Dentre as outras releituras positivas estão a bonita “Boas Vindas”, que havia sido composta por Caetano para celebrar o nascimento de Zeca, em 1991; e “Gente”, de versos lindos e fortes, como “gente pobre arrancando a vida com a mão”. Destacam-se também as canções de Moreno aqui resgatadas: “How Beautiful Could a Being Be” soa bonita com sua base de palmas; já “Um Passo à Frente” ganha o charme do prato-e-faca enquanto instrumento; e “Deusa do Amor” ressurge ainda mais bela em sua delicadeza romântica. (Talvez, “Júlia / Moreno”, lá do disco “Araçá Azul”, merecesse um resgate nesse repertório: a canção era um canto de Caetano para o filho que ainda nasceria – no caso, “um quiçá Moreno”).

Por outro lado, há aquelas canções que soam desnecessárias e que aparecem mais como necessidade de agradar ao público do show. “Força Estranha” soa mediana, bem aquém de versões anteriores de Gal Costa e do próprio Caetano. Já “Leãozinho” é marcado por um sonoro “ownnn” da plateia logo aos primeiros acordes, o que já denota o porquê de sua presença no disco: a plateia ama. Não se sabe o motivo, mas essa canção pueril segue sendo um hit, mesmo que aqui soe sonolenta.

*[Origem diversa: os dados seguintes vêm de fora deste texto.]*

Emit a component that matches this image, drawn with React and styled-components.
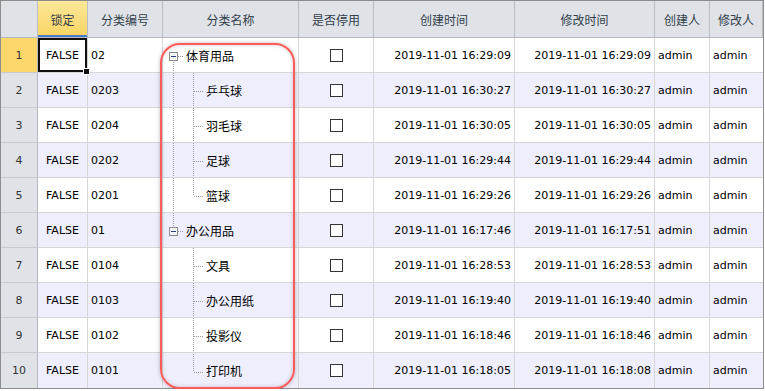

Um dos momentos mais belos do disco, no entanto, acaba surgindo na voz de Caetano, solitário e frágil, a cantar “Não Me Arrependo”, uma canção carregada de força – é difícil passar incólume pela simplicidade do arranjo, que dá espaço para a poesia assumir a dor e a delícia de ser o que se é.

Do lado mais festivo desse encontro temos a inédita “Alexandrinos”, espécie de funk cabeçudo bem à moda Caetano; e uma bela releitura de “Um Canto de Afoxé Para O Bloco do Ilê”, faixa de celebração que Caetano havia gravado com um pequenino Moreno lá no disco “Cores, Nomes”, de 1982. Além destas, como belo fecho do disco há o samba “Tá Escrito”, do Grupo Revelação, que encerra essa reunião familiar de forma solar, ecoando o verso “manda essa tristeza embora”.

De 2010 pra cá, Caetano lançou diferentes DVDs, desde os comerciais e sem graça “Caetano Veloso e Maria Gadú – Multishow Ao Vivo” (2011) e “Ivete, Gil e Caetano” (2012), até seu show celebrativo ao lado de Gil, “Dois Amigos, Um Século de Música” (2015). Nesse retrospecto, “Ofertório” surge um tanto quanto mais interessante, por mostrar facetas um pouco mais novas e frescas, mesmo que em sua construção minimalista.

No final das contas, acaba por ser um encontro muito pessoal e de família, que certamente emocionaria Dona Canô, a grande matriarca. Para nós, os meros ouvintes que não são da família Veloso, o disco acaba indo de momentos de calorosa beleza a outros completamente banais e inofensivos. Nesse sentido, o ao vivo de uma hora e meia não funciona em disco: vale mesmo é pular os momentos repetitivos e focar nas pequenas pérolas encontradas aqui e ali.

– Renan Guerra é jornalista e colabora com o sites A Escotilha. Escreve para o Scream & Yell desde 2014.